Griffiths Coosje, Countering bullying in schools : training package, Western Australian Department of Education, 2001.
Smith Peter K. et Sharp Sonia, School Bullying, Insights and Perspectives, Routledge, London, 1994.
Smith Peter K. Should we blame the bullies? The Psychologist, 14 (2), 2001.
Existe-t-il d’autres méthodes pour traiter les situations de harcèlement scolaire ?
Deux autres méthodes ont été développées en Europe. La première est connue sous le nom de Méthode Farsta du nom d’un quartier de Stockholm où son concepteur le psychologue suédois Karl Ljungström l’a développée. Il s’agit d’une dissidence de la Préoccupation partagée. Elle en reprend les principaux aspects (approche non blâmante, entretiens individuels, recherche de suggestions…) mais elle introduit une différence importante : l’intervenant commence les entretiens en marquant fortement son opposition à l’intimidation et en exprimant son intention d’y mettre un terme. Ce modèle plus injonctif peut être utilisé par un enseignant dans sa propre classe ou encore dans certaines situations pour lesquelles la Méthode de la Préoccupation Partagée ne paraît pas adaptée (élèves particulièrement jeunes, brimades sévères…).

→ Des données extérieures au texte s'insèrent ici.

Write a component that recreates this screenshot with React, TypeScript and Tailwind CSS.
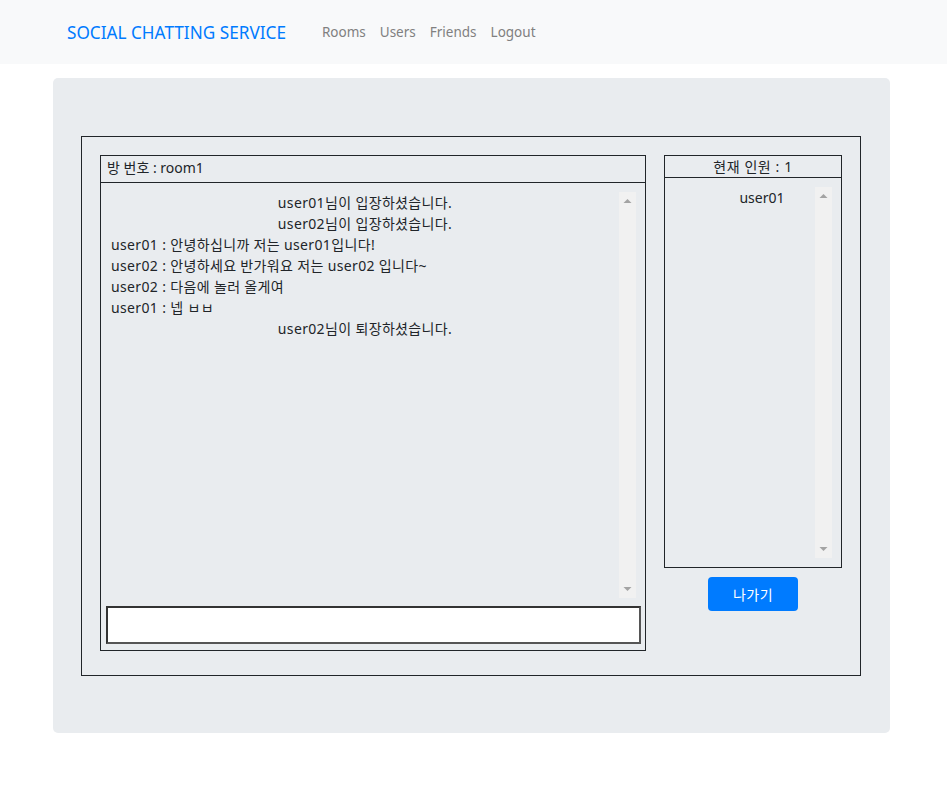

Deux chercheurs britanniques Barbara Maines et George Robinson ont développé une méthode connue sous le nom de No Blame Approach. Il s’agit également d’une approche non blâmante; elle ne procède pas par entretiens individuels mais par un travail avec un groupe d’élèves à qui les professionnels font part de leur de leur préoccupation pour l’élève cible. Ce groupe, au sein duquel se trouvent aussi les principaux intimidateurs, est invité à faire des suggestions pour améliorer la situation de la cible.